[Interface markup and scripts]
--

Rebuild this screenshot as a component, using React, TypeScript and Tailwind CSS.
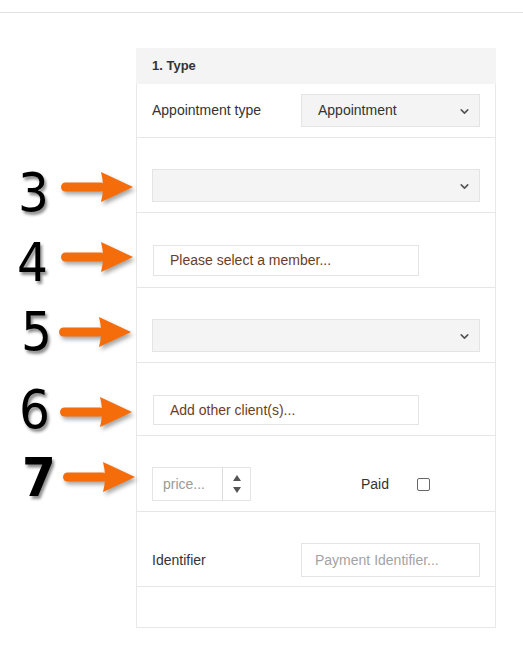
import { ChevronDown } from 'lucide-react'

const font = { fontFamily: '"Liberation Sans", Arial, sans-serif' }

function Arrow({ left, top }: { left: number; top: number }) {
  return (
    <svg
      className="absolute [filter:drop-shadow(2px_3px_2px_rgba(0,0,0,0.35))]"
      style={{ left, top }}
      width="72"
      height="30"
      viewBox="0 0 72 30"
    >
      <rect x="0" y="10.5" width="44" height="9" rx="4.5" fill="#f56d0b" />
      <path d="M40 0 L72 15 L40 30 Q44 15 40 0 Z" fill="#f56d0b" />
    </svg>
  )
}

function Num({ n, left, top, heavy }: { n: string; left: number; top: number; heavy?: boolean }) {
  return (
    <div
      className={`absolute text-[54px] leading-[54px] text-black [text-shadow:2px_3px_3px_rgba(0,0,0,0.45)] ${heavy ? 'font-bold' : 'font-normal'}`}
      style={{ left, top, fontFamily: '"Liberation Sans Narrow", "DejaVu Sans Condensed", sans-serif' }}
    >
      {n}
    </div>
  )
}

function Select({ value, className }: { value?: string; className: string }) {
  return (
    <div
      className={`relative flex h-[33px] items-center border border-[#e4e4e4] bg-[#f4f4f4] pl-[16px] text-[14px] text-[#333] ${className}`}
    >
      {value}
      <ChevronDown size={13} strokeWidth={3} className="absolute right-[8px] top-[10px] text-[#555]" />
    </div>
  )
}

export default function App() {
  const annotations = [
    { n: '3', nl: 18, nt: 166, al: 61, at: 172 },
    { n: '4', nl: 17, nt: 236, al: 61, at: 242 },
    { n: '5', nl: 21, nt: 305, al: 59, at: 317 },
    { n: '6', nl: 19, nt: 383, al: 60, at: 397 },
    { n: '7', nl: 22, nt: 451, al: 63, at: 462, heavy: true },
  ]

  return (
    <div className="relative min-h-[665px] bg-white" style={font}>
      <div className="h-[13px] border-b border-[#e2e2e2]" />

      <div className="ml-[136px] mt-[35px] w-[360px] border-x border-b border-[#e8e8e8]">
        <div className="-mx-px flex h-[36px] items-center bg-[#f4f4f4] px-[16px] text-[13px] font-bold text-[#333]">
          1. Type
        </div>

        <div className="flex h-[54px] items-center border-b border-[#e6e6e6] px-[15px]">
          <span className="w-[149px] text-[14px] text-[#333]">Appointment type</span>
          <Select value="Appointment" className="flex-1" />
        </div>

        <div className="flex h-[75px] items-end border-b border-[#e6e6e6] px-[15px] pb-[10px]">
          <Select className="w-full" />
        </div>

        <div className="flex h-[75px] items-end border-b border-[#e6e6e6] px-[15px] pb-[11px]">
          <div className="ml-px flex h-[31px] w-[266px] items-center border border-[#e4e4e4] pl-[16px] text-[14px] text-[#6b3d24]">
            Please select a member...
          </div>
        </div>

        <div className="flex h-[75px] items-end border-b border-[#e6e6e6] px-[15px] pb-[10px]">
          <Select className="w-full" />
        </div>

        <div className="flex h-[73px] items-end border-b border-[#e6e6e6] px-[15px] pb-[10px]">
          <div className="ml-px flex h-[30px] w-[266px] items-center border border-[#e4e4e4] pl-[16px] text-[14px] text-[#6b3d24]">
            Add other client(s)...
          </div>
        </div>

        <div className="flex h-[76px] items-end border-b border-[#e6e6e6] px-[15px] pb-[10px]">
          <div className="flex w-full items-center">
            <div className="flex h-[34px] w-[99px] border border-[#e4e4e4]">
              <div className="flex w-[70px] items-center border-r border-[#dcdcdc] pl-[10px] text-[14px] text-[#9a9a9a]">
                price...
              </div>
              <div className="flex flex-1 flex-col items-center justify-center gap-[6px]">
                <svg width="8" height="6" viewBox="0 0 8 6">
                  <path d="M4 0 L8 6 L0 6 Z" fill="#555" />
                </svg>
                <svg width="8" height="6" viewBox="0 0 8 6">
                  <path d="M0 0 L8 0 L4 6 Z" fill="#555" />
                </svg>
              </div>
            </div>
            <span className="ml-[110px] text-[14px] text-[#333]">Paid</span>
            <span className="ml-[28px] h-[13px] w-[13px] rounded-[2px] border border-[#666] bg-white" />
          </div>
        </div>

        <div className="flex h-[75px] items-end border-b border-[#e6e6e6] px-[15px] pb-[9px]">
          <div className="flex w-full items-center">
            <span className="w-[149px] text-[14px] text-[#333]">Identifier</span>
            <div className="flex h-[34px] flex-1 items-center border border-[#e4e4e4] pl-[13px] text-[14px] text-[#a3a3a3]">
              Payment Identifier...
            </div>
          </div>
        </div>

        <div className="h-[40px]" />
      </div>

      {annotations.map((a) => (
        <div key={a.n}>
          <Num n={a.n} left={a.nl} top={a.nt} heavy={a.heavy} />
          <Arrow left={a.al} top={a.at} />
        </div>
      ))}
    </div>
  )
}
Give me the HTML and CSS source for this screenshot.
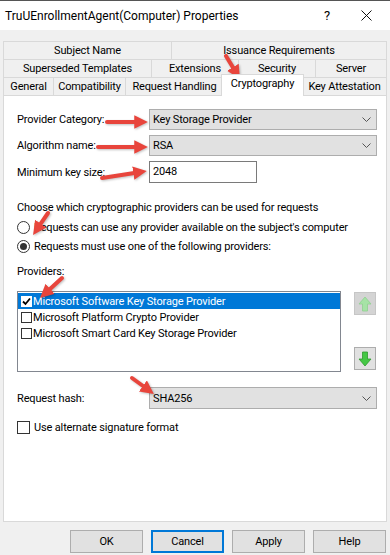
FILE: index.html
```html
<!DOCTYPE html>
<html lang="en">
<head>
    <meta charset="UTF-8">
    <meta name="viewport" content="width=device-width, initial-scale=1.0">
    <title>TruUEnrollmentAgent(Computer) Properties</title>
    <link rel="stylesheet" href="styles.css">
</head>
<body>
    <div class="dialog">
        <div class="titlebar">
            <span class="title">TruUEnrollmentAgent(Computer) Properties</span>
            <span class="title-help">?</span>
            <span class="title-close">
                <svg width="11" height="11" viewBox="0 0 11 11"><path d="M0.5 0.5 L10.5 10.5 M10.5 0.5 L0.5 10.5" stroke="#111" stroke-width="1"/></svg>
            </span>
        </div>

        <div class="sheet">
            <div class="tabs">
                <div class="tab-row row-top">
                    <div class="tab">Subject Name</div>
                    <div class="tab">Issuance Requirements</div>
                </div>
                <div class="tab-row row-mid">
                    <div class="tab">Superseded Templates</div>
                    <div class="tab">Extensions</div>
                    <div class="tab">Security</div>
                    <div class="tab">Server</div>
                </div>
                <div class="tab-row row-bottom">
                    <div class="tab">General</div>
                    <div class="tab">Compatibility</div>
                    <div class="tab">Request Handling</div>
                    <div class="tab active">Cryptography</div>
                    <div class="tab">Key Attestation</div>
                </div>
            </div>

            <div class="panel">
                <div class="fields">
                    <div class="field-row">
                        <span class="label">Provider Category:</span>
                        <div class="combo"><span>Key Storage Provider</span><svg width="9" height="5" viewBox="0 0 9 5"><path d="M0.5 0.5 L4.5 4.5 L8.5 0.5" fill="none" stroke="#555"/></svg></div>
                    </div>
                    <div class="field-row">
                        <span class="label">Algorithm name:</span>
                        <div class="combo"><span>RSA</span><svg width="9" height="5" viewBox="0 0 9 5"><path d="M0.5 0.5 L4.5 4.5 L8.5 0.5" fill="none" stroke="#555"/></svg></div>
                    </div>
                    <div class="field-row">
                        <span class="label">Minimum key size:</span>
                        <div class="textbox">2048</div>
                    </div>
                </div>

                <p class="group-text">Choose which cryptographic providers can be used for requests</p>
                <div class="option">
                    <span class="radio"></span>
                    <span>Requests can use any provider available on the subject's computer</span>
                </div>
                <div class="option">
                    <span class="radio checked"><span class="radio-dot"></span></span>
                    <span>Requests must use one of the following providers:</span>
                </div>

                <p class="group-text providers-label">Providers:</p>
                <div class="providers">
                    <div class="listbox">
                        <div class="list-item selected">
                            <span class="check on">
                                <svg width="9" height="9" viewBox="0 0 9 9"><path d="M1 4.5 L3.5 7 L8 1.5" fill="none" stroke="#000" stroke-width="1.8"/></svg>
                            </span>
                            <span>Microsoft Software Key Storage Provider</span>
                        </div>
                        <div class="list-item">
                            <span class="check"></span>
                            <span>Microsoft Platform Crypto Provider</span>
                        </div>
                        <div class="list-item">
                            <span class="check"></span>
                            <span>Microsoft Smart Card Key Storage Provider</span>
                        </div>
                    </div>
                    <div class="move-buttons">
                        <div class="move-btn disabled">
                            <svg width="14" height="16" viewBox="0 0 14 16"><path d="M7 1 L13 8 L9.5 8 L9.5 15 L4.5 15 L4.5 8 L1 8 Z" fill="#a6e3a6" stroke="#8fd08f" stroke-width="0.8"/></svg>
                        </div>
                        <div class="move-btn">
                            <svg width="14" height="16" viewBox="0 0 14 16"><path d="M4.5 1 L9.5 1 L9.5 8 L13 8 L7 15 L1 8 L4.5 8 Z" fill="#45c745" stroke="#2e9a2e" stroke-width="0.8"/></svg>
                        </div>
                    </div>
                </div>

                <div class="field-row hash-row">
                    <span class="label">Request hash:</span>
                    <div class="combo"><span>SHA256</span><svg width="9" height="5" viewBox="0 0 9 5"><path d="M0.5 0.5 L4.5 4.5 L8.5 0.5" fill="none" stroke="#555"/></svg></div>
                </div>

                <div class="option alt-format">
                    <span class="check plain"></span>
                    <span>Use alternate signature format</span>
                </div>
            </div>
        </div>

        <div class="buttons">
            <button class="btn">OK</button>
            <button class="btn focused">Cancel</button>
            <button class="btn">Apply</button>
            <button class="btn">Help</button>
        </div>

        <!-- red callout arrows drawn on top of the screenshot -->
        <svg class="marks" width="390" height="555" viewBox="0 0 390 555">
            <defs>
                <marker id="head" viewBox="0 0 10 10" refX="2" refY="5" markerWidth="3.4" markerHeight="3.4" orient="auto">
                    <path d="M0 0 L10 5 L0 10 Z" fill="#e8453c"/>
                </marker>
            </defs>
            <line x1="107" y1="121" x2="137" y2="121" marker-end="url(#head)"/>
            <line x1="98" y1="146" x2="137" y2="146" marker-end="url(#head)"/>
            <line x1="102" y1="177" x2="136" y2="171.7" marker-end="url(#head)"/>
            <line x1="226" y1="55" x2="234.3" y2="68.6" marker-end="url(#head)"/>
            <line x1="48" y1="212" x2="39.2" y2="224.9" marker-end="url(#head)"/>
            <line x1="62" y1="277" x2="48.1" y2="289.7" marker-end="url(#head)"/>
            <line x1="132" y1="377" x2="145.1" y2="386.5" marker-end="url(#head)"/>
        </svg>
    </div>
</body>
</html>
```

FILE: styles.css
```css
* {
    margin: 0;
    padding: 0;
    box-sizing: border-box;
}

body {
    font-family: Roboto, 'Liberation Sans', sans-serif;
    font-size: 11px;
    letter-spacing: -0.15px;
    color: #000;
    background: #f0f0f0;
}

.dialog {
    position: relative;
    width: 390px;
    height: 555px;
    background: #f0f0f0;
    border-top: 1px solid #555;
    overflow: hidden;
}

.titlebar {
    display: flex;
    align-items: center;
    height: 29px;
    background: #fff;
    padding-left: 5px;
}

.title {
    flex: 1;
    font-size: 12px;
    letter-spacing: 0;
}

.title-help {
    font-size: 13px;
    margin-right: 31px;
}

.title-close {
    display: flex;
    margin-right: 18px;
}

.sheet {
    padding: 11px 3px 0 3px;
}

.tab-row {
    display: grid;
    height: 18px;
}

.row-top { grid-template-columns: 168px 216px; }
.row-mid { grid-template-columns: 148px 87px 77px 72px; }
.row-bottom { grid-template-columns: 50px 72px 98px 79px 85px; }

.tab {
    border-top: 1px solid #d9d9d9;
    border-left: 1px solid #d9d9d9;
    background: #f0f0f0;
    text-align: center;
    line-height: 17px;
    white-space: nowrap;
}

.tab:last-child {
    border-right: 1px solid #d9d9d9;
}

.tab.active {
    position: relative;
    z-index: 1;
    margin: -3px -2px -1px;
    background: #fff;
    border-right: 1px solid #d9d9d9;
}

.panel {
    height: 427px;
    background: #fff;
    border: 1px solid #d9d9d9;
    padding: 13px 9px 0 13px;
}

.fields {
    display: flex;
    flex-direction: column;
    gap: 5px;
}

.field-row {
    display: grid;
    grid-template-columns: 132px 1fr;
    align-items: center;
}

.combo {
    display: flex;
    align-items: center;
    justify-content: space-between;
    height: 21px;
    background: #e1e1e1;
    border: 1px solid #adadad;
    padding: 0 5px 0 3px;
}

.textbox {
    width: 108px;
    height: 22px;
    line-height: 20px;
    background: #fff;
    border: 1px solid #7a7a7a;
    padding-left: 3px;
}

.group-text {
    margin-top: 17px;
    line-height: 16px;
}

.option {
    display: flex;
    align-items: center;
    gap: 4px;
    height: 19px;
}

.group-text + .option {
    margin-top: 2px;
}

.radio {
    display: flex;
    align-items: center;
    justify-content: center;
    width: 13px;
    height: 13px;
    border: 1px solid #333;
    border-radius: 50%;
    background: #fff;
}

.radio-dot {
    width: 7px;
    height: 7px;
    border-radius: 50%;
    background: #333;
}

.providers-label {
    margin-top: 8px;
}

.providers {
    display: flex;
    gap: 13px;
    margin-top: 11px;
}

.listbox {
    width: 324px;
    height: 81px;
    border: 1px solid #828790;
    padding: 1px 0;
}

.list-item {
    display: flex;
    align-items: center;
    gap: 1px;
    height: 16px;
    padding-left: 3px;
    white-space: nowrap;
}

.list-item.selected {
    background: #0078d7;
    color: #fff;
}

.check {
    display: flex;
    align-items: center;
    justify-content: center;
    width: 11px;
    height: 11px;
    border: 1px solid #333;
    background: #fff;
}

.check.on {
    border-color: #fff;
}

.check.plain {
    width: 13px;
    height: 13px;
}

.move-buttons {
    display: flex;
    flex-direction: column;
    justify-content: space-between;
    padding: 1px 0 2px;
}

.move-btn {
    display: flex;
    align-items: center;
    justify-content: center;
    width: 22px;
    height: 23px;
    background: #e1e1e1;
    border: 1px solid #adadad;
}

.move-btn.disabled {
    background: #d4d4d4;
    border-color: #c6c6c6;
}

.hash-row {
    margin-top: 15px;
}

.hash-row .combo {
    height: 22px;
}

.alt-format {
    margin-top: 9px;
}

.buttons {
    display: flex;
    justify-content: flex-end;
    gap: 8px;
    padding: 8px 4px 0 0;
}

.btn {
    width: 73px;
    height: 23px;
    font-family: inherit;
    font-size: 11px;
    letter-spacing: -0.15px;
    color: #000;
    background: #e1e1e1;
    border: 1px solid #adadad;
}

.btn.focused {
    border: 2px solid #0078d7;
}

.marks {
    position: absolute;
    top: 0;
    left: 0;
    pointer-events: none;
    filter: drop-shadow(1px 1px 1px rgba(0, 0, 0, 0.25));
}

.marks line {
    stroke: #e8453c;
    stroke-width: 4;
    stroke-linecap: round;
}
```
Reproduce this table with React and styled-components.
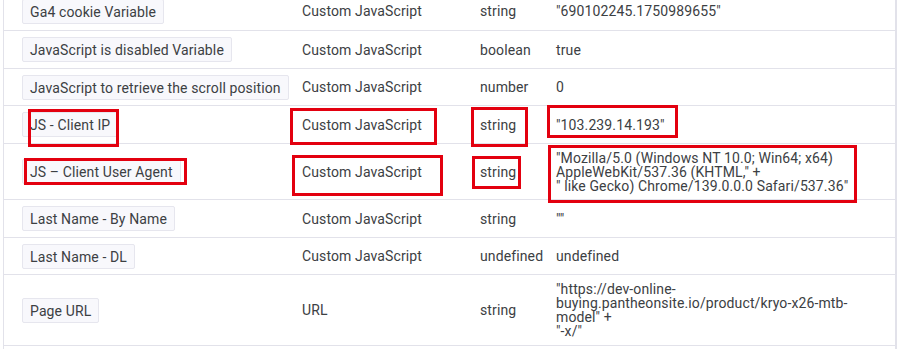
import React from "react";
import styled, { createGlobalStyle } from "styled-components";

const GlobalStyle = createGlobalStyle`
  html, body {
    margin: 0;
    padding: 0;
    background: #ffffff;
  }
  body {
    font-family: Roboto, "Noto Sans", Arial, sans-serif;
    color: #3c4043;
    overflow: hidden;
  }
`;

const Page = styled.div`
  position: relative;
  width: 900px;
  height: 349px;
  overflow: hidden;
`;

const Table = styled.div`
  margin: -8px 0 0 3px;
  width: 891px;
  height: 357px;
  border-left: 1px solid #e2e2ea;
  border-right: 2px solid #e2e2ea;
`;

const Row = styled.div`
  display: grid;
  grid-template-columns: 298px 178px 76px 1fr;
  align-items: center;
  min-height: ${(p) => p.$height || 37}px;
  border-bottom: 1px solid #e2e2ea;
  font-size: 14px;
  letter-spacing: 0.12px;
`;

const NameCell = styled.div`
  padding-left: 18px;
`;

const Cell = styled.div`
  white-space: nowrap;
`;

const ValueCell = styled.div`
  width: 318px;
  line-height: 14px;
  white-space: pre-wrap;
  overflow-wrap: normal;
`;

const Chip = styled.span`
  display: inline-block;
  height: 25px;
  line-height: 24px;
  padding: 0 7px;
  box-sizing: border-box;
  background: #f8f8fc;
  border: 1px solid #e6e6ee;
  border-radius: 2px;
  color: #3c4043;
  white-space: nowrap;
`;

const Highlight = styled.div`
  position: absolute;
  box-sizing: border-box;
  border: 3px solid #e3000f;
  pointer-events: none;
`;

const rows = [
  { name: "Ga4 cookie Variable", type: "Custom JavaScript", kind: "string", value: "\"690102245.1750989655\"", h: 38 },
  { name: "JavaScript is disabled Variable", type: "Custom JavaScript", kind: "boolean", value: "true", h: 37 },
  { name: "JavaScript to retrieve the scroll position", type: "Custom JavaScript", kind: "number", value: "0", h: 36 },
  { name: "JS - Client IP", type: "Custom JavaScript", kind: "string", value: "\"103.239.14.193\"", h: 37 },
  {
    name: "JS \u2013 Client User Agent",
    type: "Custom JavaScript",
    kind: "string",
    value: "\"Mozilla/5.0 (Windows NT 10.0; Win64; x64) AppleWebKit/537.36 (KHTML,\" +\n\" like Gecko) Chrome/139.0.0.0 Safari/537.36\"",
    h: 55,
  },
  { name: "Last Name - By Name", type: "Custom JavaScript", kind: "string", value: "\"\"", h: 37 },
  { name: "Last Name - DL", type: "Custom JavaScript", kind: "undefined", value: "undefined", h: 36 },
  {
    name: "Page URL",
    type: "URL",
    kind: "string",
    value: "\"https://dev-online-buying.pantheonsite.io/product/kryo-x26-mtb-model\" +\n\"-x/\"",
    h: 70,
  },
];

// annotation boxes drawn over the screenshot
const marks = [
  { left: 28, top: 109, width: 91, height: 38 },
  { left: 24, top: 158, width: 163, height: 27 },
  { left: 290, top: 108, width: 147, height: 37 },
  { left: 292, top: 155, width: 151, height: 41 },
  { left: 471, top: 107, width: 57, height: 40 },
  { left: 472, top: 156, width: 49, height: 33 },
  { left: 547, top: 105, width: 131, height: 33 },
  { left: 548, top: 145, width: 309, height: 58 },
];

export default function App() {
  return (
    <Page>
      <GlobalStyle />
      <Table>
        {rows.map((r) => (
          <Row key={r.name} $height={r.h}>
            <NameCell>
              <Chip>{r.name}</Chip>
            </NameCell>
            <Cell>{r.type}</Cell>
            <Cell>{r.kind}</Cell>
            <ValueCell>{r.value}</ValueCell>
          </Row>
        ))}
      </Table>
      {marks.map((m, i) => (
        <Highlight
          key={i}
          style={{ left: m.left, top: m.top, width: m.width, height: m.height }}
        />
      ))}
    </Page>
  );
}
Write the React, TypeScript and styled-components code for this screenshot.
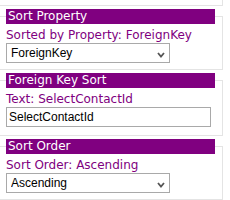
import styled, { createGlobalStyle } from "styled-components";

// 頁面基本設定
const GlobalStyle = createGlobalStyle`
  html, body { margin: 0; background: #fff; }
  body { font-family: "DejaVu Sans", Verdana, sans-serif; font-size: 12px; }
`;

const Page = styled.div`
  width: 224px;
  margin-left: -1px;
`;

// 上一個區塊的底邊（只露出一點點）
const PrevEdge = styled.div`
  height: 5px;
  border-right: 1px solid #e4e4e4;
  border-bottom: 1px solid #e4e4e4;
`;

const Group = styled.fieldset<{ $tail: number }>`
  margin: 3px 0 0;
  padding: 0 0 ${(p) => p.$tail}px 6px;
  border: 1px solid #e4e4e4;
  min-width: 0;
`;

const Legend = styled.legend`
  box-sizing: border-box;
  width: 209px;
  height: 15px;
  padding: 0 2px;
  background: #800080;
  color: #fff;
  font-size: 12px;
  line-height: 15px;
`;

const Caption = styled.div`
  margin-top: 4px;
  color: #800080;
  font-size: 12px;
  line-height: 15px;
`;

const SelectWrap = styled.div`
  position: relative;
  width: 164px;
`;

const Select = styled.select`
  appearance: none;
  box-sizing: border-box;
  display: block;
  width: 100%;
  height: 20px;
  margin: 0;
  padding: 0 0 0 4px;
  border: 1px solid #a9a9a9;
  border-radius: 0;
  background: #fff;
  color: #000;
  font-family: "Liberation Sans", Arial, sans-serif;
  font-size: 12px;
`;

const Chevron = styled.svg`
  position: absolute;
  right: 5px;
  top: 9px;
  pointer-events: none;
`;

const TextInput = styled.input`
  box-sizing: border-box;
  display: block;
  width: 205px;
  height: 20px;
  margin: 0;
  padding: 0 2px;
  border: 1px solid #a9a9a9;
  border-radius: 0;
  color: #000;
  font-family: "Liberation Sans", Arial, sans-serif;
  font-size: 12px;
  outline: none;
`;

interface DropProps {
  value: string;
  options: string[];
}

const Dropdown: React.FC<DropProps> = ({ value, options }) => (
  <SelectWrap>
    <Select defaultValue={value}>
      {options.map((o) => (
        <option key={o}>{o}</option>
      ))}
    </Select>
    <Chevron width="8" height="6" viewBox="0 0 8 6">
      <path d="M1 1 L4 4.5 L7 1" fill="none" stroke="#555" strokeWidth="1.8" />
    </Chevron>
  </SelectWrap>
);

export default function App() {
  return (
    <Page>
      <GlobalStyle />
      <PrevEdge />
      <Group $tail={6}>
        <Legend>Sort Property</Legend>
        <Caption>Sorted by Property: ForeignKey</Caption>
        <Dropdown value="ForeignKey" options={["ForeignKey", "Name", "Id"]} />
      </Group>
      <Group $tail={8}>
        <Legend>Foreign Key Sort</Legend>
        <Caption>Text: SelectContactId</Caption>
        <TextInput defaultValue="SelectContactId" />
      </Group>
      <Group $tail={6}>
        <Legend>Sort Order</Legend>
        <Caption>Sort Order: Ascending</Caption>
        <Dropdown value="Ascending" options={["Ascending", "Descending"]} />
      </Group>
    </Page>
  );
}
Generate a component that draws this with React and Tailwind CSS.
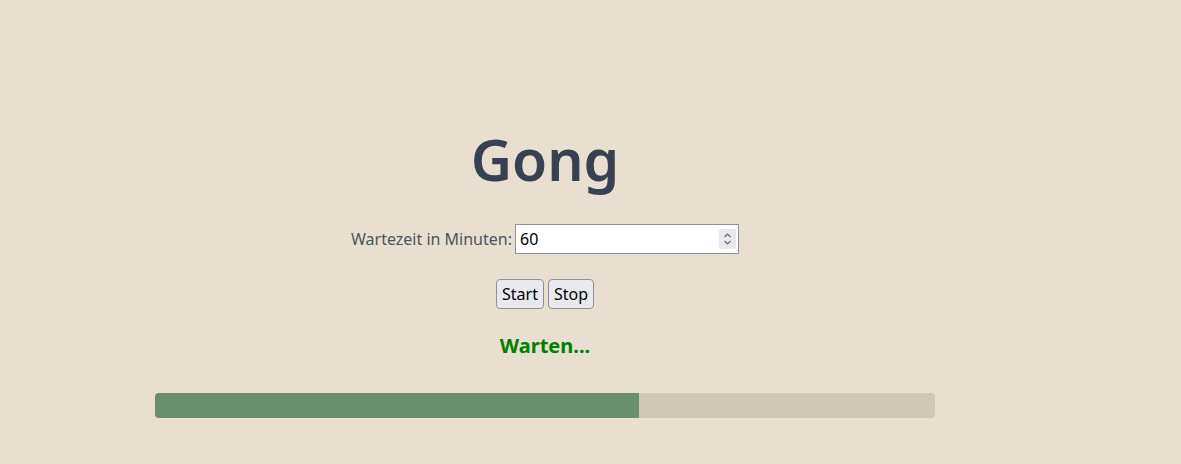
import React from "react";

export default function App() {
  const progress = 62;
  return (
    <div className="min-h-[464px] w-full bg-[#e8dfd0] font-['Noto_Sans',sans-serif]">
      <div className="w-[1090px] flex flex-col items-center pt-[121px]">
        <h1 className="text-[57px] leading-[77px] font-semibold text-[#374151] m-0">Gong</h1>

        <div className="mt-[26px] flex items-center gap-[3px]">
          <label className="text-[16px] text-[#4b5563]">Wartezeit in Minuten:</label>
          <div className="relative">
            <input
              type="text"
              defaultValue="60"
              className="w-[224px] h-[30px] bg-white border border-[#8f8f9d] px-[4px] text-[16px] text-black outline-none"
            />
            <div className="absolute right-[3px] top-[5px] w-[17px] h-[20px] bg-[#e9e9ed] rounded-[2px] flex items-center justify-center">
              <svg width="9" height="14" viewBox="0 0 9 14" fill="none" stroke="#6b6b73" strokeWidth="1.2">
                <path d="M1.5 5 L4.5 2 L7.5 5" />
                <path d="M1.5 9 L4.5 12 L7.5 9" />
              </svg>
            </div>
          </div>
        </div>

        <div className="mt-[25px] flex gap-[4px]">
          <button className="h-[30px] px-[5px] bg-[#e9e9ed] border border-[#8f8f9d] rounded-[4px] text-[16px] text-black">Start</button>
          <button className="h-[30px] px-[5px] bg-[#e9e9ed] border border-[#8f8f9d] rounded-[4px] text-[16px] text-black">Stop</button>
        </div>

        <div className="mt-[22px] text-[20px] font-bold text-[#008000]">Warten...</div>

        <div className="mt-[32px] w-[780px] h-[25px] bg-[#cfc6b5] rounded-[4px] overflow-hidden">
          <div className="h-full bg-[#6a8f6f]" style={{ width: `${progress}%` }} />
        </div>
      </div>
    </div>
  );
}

--

STATED EXERCISE:
Say how many lines contain the string "components", giving nothing but the count.

ANSWER IN FULL:
4